While it certainly is possible for a business to injure only one individual, corporations routinely cause damage to hundreds, thousands or even millions of Americans. Rather than having each injured person go through separate litigation, class-action lawsuits allow for everyone to seek redress in a single case.
According to NBC News, class action lawsuits can force companies to change their ways. This can be good for both those with existing injuries and those who would have suffered an injury in the future. Still, someone typically must be the lead plaintiff in a class-action suit.
The lead plaintiff
The lead plaintiff, sometimes called the named plaintiff, is the injured person whose name actually goes on the lawsuit. To be a lead plaintiff, you must prove that you have suffered some type of cognizable injury.
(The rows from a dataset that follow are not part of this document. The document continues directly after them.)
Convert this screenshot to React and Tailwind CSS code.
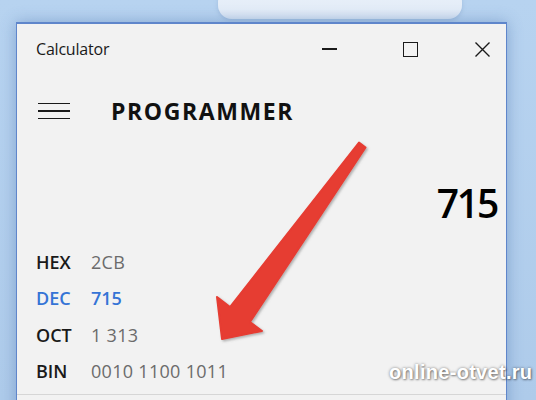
import React from "react";

export default function App() {
  const rows = [
    { l: "HEX", v: "2CB" },
    { l: "DEC", v: "715", active: true },
    { l: "OCT", v: "1 313" },
    { l: "BIN", v: "0010 1100 1011" },
  ];
  return (
    <div
      className="relative w-[536px] h-[400px] overflow-hidden bg-[linear-gradient(180deg,#b7d3f0_0%,#aecbea_100%)]"
      style={{ fontFamily: '"Open Sans", "Noto Sans", sans-serif' }}
    >
      {/* top blob */}
      <div className="absolute left-[218px] top-[-12px] w-[244px] h-[31px] rounded-[14px] bg-[linear-gradient(180deg,#eaf1fa_0%,#e3ecf7_70%,#d4e2f2_100%)] shadow-[0_2px_4px_rgba(120,150,190,0.35)]" />

      {/* window */}
      <div className="relative ml-[16px] mt-[22px] w-[491px] h-[400px] bg-[#f2f2f2] border-t-2 border-l border-r border-[#5f86cb] shadow-[0_0_14px_rgba(70,110,170,0.45)]">
        {/* title bar */}
        <div className="flex items-center h-[50px] text-[#1a1a1a]">
          <div className="pl-[19px] text-[16px] leading-none tracking-[-0.2px]">Calculator</div>
          <div className="ml-auto flex items-center">
            <div className="w-[15px] h-[1.5px] bg-[#1a1a1a]" />
            <div className="ml-[66px] w-[15px] h-[15px] border-[1.5px] border-[#1a1a1a]" />
            <svg className="ml-[57px] mr-[16px]" width="15" height="15" viewBox="0 0 15 15">
              <path d="M0.5 0.5 L14.5 14.5 M14.5 0.5 L0.5 14.5" stroke="#1a1a1a" strokeWidth="1.4" />
            </svg>
          </div>
        </div>

        {/* header row */}
        <div className="flex items-center h-[74px]">
          <div className="ml-[21px] flex flex-col gap-[6px] w-[32px]">
            <div className="h-[1.5px] bg-[#1a1a1a]" />
            <div className="h-[1.5px] bg-[#1a1a1a]" />
            <div className="h-[1.5px] bg-[#1a1a1a]" />
          </div>
          <div className="ml-[41px] text-[23px] font-bold tracking-[1.6px] text-[#111] leading-none">
            PROGRAMMER
          </div>
        </div>

        {/* display */}
        <div className="flex justify-end h-[96px] pt-[35px] pr-[9px]">
          <div className="text-[39px] font-semibold leading-none text-[#000] tracking-[-2.2px]">715</div>
        </div>

        {/* rows */}
        <div className="flex flex-col">
          {rows.map((r) => (
            <div key={r.l} className="flex items-center h-[36.5px] text-[18px]">
              <div
                className={
                  r.active
                    ? "pl-[19px] w-[74px] font-semibold text-[#3574d6]"
                    : "pl-[19px] w-[74px] font-semibold text-[#1a1a1a]"
                }
              >
                {r.l}
              </div>
              <div
                className={
                  r.active ? "font-semibold text-[#3574d6]" : "text-[#6b6b6b] tracking-[0.3px]"
                }
              >
                {r.v}
              </div>
            </div>
          ))}
        </div>
        <div className="mt-[4px] h-[1px] bg-[#d6d6d6]" />
      </div>

      {/* arrow */}
      <svg className="absolute left-0 top-0" width="536" height="400" viewBox="0 0 536 400">
        <defs>
          <filter id="sh" x="-20%" y="-20%" width="140%" height="140%">
            <feDropShadow dx="1.5" dy="1.5" stdDeviation="1" floodColor="#6b6b6b" floodOpacity="0.5" />
          </filter>
        </defs>
        <polygon
          points="359,142.5 365.5,147.5 250,322 262,331 222,339 217,297 230,307"
          fill="#e63c31"
          stroke="#e63c31"
          strokeWidth="2"
          strokeLinejoin="round"
          filter="url(#sh)"
        />
      </svg>

      {/* watermark */}
      <div
        className="absolute left-[389px] top-[362px] text-[20px] font-bold text-white tracking-[0.3px] leading-none [text-shadow:0_0_3px_rgba(0,0,0,0.45),1px_1px_2px_rgba(0,0,0,0.35)]"
        style={{ fontFamily: '"Liberation Sans", Arial, sans-serif' }}
      >
        online-otvet.ru
      </div>
    </div>
  );
}
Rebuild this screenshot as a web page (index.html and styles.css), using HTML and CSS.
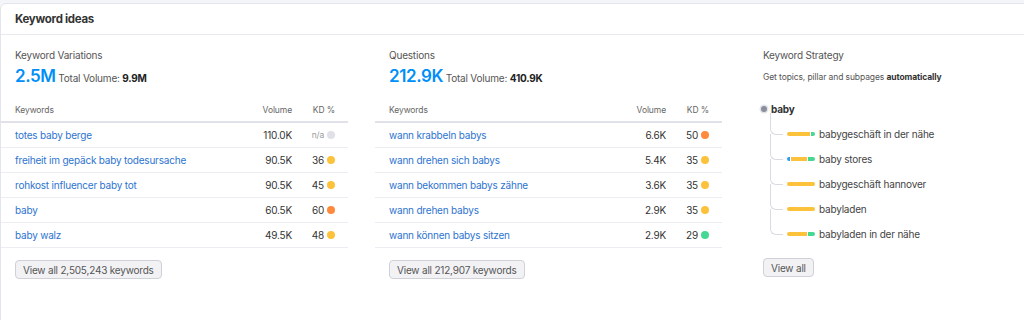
FILE: index.html
```html
<!DOCTYPE html>
<html lang="en">
<head>
  <meta charset="UTF-8">
  <title>Keyword ideas</title>
  <link rel="stylesheet" href="styles.css">
</head>
<body>
  <div class="card">
    <div class="card-head">
      <h2>Keyword ideas</h2>
    </div>

    <div class="card-body">
      <section class="col">
        <div class="col-title">Keyword Variations</div>
        <div class="summary"><span class="big">2.5M</span> Total Volume: <b>9.9M</b></div>

        <div class="kw-table">
          <div class="kw-row kw-head">
            <span>Keywords</span><span class="num">Volume</span><span class="kd">KD %</span>
          </div>
          <div class="kw-row">
            <a href="#">totes baby berge</a><span class="num">110.0K</span><span class="kd"><span class="na">n/a</span><i class="dot grey"></i></span>
          </div>
          <div class="kw-row">
            <a href="#">freiheit im gepäck baby todesursache</a><span class="num">90.5K</span><span class="kd">36<i class="dot yellow"></i></span>
          </div>
          <div class="kw-row">
            <a href="#">rohkost influencer baby tot</a><span class="num">90.5K</span><span class="kd">45<i class="dot yellow"></i></span>
          </div>
          <div class="kw-row">
            <a href="#">baby</a><span class="num">60.5K</span><span class="kd">60<i class="dot orange"></i></span>
          </div>
          <div class="kw-row">
            <a href="#">baby walz</a><span class="num">49.5K</span><span class="kd">48<i class="dot yellow"></i></span>
          </div>
        </div>

        <button class="btn">View all 2,505,243 keywords</button>
      </section>

      <section class="col">
        <div class="col-title">Questions</div>
        <div class="summary"><span class="big">212.9K</span> Total Volume: <b>410.9K</b></div>

        <div class="kw-table">
          <div class="kw-row kw-head">
            <span>Keywords</span><span class="num">Volume</span><span class="kd">KD %</span>
          </div>
          <div class="kw-row">
            <a href="#">wann krabbeln babys</a><span class="num">6.6K</span><span class="kd">50<i class="dot orange"></i></span>
          </div>
          <div class="kw-row">
            <a href="#">wann drehen sich babys</a><span class="num">5.4K</span><span class="kd">35<i class="dot yellow"></i></span>
          </div>
          <div class="kw-row">
            <a href="#">wann bekommen babys zähne</a><span class="num">3.6K</span><span class="kd">35<i class="dot yellow"></i></span>
          </div>
          <div class="kw-row">
            <a href="#">wann drehen babys</a><span class="num">2.9K</span><span class="kd">35<i class="dot yellow"></i></span>
          </div>
          <div class="kw-row">
            <a href="#">wann können babys sitzen</a><span class="num">2.9K</span><span class="kd">29<i class="dot green"></i></span>
          </div>
        </div>

        <button class="btn">View all 212,907 keywords</button>
      </section>

      <section class="col">
        <div class="col-title">Keyword Strategy</div>
        <div class="hint">Get topics, pillar and subpages <b>automatically</b></div>

        <div class="tree">
          <div class="tree-root"><i class="root-dot"></i>baby</div>
          <ul>
            <li><span class="bar"><i class="yellow" style="width:23px"></i><i class="green" style="width:4px"></i></span>babygeschäft in der nähe</li>
            <li><span class="bar"><i class="blue" style="width:3px"></i><i class="yellow" style="width:16px"></i><i class="green" style="width:7px"></i></span>baby stores</li>
            <li><span class="bar"><i class="yellow" style="width:28px"></i></span>babygeschäft hannover</li>
            <li><span class="bar"><i class="yellow" style="width:28px"></i></span>babyladen</li>
            <li><span class="bar"><i class="yellow" style="width:20px"></i><i class="green" style="width:7px"></i></span>babyladen in der nähe</li>
          </ul>
        </div>

        <button class="btn">View all</button>
      </section>
    </div>
  </div>
</body>
</html>
```

FILE: styles.css
```css
* {
  box-sizing: border-box;
}

body {
  margin: 0;
  padding-top: 3px;
  background: #f4f5f9;
  font-family: Inter, 'Noto Sans', sans-serif;
  font-size: 10px;
  letter-spacing: -0.2px;
  color: #333;
  overflow: hidden;
}

.card {
  width: 1200px;
  min-height: 330px;
  background: #fff;
  border: 1px solid #e4e5ec;
  border-radius: 6px;
}

.card-head {
  height: 31px;
  padding: 0 14px;
  border-bottom: 1px solid #e9eaf0;
}

.card-head h2 {
  margin: 0;
  font-size: 11.5px;
  font-weight: 700;
  letter-spacing: -0.3px;
  line-height: 30px;
  color: #333;
}

.card-body {
  display: grid;
  grid-template-columns: 347px 347px 347px;
  gap: 27px;
}

.col {
  padding-top: 12px;
}

.col-title,
.summary,
.hint,
.tree,
.btn {
  margin-left: 14px;
}

.col-title {
  line-height: 16px;
  color: #555;
}

.summary {
  margin-top: 2px;
  line-height: 22px;
  color: #555;
}

.summary b {
  color: #222;
  font-weight: 700;
}

.big {
  font-size: 17px;
  font-weight: 600;
  letter-spacing: -0.4px;
  color: #008ff8;
}

.hint {
  margin-top: 7px;
  font-size: 8.5px;
  letter-spacing: -0.1px;
  line-height: 14px;
  color: #555;
}

.hint b {
  color: #333;
}

.kw-table {
  margin-top: 11px;
}

.kw-row {
  display: grid;
  grid-template-columns: 1fr auto 43px;
  align-items: center;
  height: 25px;
  padding: 0 13px 0 14px;
  border-bottom: 1px solid #ecedf2;
}

.kw-head {
  height: 23px;
  padding-bottom: 2px;
  border-bottom: 2px solid #e0e1e9;
  font-size: 8.5px;
  letter-spacing: -0.1px;
  color: #666;
}

.kw-row a {
  color: #2d74d0;
  text-decoration: none;
}

.num {
  text-align: right;
}

.kd {
  display: flex;
  align-items: center;
  justify-content: flex-end;
  gap: 3px;
}

.na {
  font-size: 8.5px;
  color: #999;
}

.dot {
  width: 8px;
  height: 8px;
  border-radius: 50%;
}

.dot.grey { background: #dfe0e8; }
.dot.yellow { background: #fdc23c; }
.dot.orange { background: #ff8a3d; }
.dot.green { background: #45d894; }

.btn {
  display: block;
  margin-top: 12px;
  height: 19px;
  padding: 0 7px;
  font-family: inherit;
  font-size: 10px;
  letter-spacing: -0.2px;
  color: #555;
  background: #f2f2f5;
  border: 1px solid #cfd0d8;
  border-radius: 4px;
}

.tree {
  margin-top: 12px;
}

.tree-root {
  display: flex;
  align-items: center;
  height: 25px;
  font-weight: 700;
}

.root-dot {
  width: 6px;
  height: 6px;
  margin: 0 4px 0 -2px;
  border-radius: 50%;
  background: #8b8f9c;
  box-shadow: 0 0 0 1.5px #e3e4ea;
}

.tree ul {
  margin: 0;
  padding: 0;
  list-style: none;
}

.tree li {
  position: relative;
  display: flex;
  align-items: center;
  height: 25px;
  padding-left: 24px;
  color: #444;
}

/* connector from previous node to this one */
.tree li::before {
  content: "";
  position: absolute;
  left: 7px;
  top: -12px;
  width: 12px;
  height: 25px;
  border-left: 1px solid #d9dbe3;
  border-bottom: 1px solid #d9dbe3;
  border-bottom-left-radius: 6px;
}

.tree li:first-child::before {
  top: -8px;
  height: 21px;
}

.bar {
  display: flex;
  gap: 1px;
  height: 4px;
  margin-right: 4px;
  border-radius: 2px;
  overflow: hidden;
}

.bar i {
  display: block;
  height: 4px;
}

.bar .yellow { background: #fdc23c; }
.bar .green { background: #45d894; }
.bar .blue { background: #2a9df4; }
```
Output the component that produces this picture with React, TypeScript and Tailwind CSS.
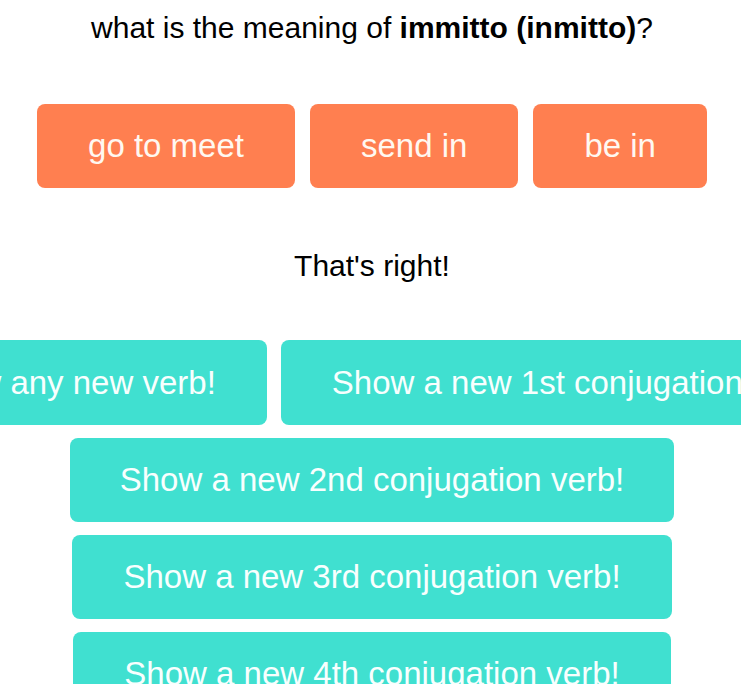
import React from "react";

const orange = ["go to meet", "send in", "be in"];

export default function App() {
  return (
    <div className="w-full min-h-[684px] overflow-hidden bg-white pl-[3px] text-center text-black" style={{ fontFamily: '"Liberation Sans", Arial, sans-serif' }}>
      <div className="pt-[10px] text-[30px] leading-[36px]">
        what is the meaning of <b>immitto (inmitto)</b>?
      </div>
      <div className="mt-[58px] flex justify-center gap-[15px]">
        {orange.map((t) => (
          <button key={t} className="h-[84px] rounded-[8px] bg-[#ff7f50] px-[51px] text-[33px] text-[#fff8f0]">
            {t}
          </button>
        ))}
      </div>
      <div className="mt-[60px] text-[30px] leading-[36px]">That's right!</div>
      <div className="mt-[56px] flex flex-col items-center gap-[13px]">
        <div className="flex w-full justify-center gap-[14px]">
          <button className="h-[85px] shrink-0 whitespace-nowrap rounded-[8px] bg-[#40e0d0] px-[51px] text-[33px] text-[#f8fffe]">Show any new verb!</button>
          <button className="h-[85px] shrink-0 whitespace-nowrap rounded-[8px] bg-[#40e0d0] px-[51px] text-[33px] text-[#f8fffe]">Show a new 1st conjugation verb!</button>
        </div>
        <button className="h-[84px] whitespace-nowrap rounded-[8px] bg-[#40e0d0] px-[50px] text-[33px] text-[#f8fffe]">Show a new 2nd conjugation verb!</button>
        <button className="h-[84px] whitespace-nowrap rounded-[8px] bg-[#40e0d0] px-[51px] text-[33px] text-[#f8fffe]">Show a new 3rd conjugation verb!</button>
        <button className="h-[84px] whitespace-nowrap rounded-[8px] bg-[#40e0d0] px-[51px] text-[33px] text-[#f8fffe]">Show a new 4th conjugation verb!</button>
      </div>
    </div>
  );
}
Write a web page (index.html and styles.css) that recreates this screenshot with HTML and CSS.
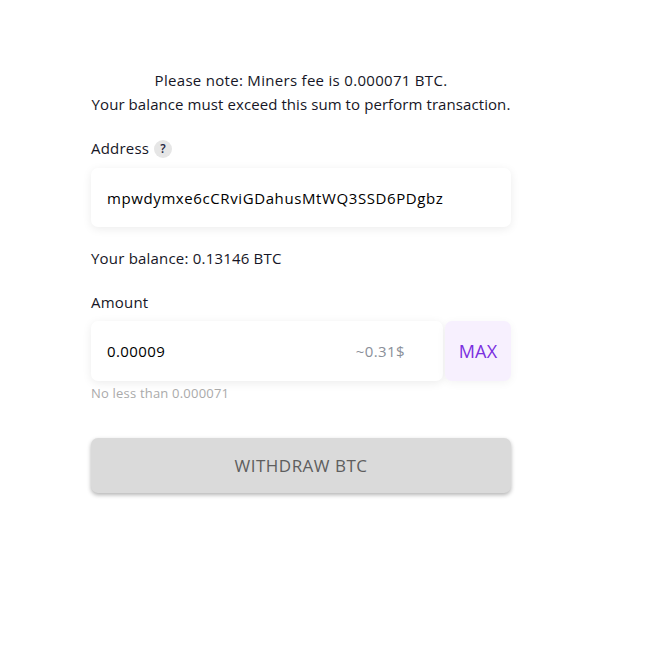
FILE: index.html
```html
<!DOCTYPE html>
<html>
<head>
<meta charset="utf-8">
<link rel="stylesheet" href="styles.css">
</head>
<body>
<div class="form">
  <div class="note">
    <div class="note-line first">Please note: Miners fee is 0.000071 BTC.</div>
    <div class="note-line">Your balance must exceed this sum to perform transaction.</div>
  </div>
  <div class="label address-label">Address <span class="help">?</span></div>
  <div class="field address">mpwdymxe6cCRviGDahusMtWQ3SSD6PDgbz</div>
  <div class="balance">Your balance: 0.13146 BTC</div>
  <div class="label amount-label">Amount</div>
  <div class="amount-row">
    <div class="field amount"><span class="value">0.00009</span><span class="usd">~0.31$</span></div>
    <div class="max">MAX</div>
  </div>
  <div class="hint">No less than 0.000071</div>
  <div class="submit">WITHDRAW BTC</div>
</div>
</body>
</html>
```
FILE: styles.css
```css
html, body { margin: 0; padding: 0; background: #fff; }
body { font-family: "Open Sans", "Liberation Sans", sans-serif; color: #161626; font-size: 15px; letter-spacing: 0.2px; }
.form { width: 420px; margin-left: 91px; padding-top: 68px; padding-bottom: 40px; }
.note { text-align: center; line-height: 24px; font-size: 15px; white-space: nowrap; display: flex; flex-direction: column; align-items: center; }
.note-line { letter-spacing: 0.08px; }
.note-line.first { letter-spacing: 0.3px; }
.label { margin-top: 24px; height: 20px; line-height: 20px; display: flex; align-items: center; gap: 5px; }
.address-label { margin-top: 22px; }
.help { width: 18px; height: 18px; border-radius: 50%; background: #e6e6e6; font-size: 12px; font-weight: 600; display: flex; align-items: center; justify-content: center; color: #1c2340; margin-top: 2px; letter-spacing: 0; }
.field { background: #fff; border-radius: 7px; box-shadow: 0 2px 10px rgba(0,0,0,0.08); box-sizing: border-box; padding: 0 16px; display: flex; align-items: center; }
.address { margin-top: 10px; height: 59px; color: #000; letter-spacing: 0.6px; }
.balance { margin-top: 21px; line-height: 20px; }
.amount-label { margin-top: 24px; }
.amount-row { margin-top: 9px; display: flex; gap: 2px; height: 60px; }
.amount { flex: 1; justify-content: space-between; color: #000; padding-right: 38px; letter-spacing: 0.4px; }
.usd { color: #8a8f99; font-weight: 500; }
.max { width: 66px; background: #f7f0fe; border-radius: 7px; color: #7b2fe0; display: flex; align-items: center; justify-content: center; font-size: 18px; font-weight: 500; box-shadow: 0 2px 10px rgba(0,0,0,0.05); }
.hint { margin-top: 3px; font-size: 13px; color: #aaaaaa; line-height: 18px; }
.submit { margin-top: 36px; height: 55px; background: #dadada; border-radius: 7px; box-shadow: 0 2px 4px rgba(0,0,0,0.3); color: #5e5e5e; display: flex; align-items: center; justify-content: center; font-size: 17px; font-weight: 500; letter-spacing: 0.5px; }
```
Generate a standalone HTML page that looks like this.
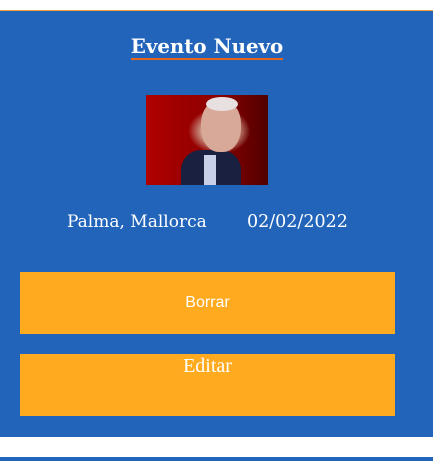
<!DOCTYPE html>
<html><head><meta charset="utf-8"><style>
*{margin:0;padding:0;box-sizing:border-box}
body{width:433px;height:461px;background:#fff;position:relative;overflow:hidden;font-family:"DejaVu Serif",serif}
.top{position:absolute;left:0;top:10px;width:433px;height:1px;background:#f0a030}
.card{position:absolute;left:0;top:11px;width:433px;height:426px;background:#2264ba}
.bot{position:absolute;left:0;top:457px;width:433px;height:4px;background:#2264ba}
h1{position:absolute;left:0;width:414px;top:34px;text-align:center;color:#fff;font-size:19.8px;font-weight:bold;line-height:25px}
h1 span{border-bottom:2px solid #e8661a}
.img{position:absolute;left:146px;top:95px;width:122px;height:90px;background:radial-gradient(ellipse at 60% 40%,#e0b8a8 0,#c89080 18%,transparent 30%),linear-gradient(90deg,#b00000,#8a0000 60%,#500000);overflow:hidden}
.img .suit{position:absolute;left:35px;top:55px;width:60px;height:40px;background:#1a2040;border-radius:20px 20px 0 0}
.img .shirt{position:absolute;left:58px;top:60px;width:12px;height:30px;background:#c8d0e8}
.img .head{position:absolute;left:55px;top:5px;width:40px;height:52px;background:#d8a898;border-radius:45%;}
.img .hair{position:absolute;left:60px;top:2px;width:32px;height:14px;background:#e8e0e0;border-radius:50%}
.t{position:absolute;top:211px;color:#fff;font-size:17.5px;line-height:22px}
.btn{position:absolute;left:20px;width:375px;height:62px;background:#ffaa1f;color:#fff;text-align:center}
</style></head><body>
<div class="top"></div>
<div class="card"></div>
<div class="bot"></div>
<h1><span>Evento Nuevo</span></h1>
<div class="img"><div class="suit"></div><div class="shirt"></div><div class="head"></div><div class="hair"></div></div>
<div class="t" style="left:67px;font-size:17px">Palma, Mallorca</div>
<div class="t" style="left:247px">02/02/2022</div>
<div class="btn" style="top:272px;font-family:'Liberation Sans',sans-serif;font-size:16px;line-height:62px">Borrar</div>
<div class="btn" style="top:354px;font-family:'Liberation Serif',serif;font-size:20px;line-height:24px">Editar</div>
</body></html>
Your injury also must be the same as or similar to those others in the class-action lawsuit have suffered. There can be more than one lead plaintiff, though.
Your financial recovery
If your class action leads to a jury award or financial settlement, you are likely to share the compensation you receive with all other members of the suit. That is, you may not receive a larger share solely because you are the lead plaintiff. Furthermore, the amount you receive might be different than you would receive with a standalone lawsuit.
There are some clear advantages and disadvantages that come with being a lead plaintiff, of course. Ultimately, before you decide to become one, it is important to understand all of these.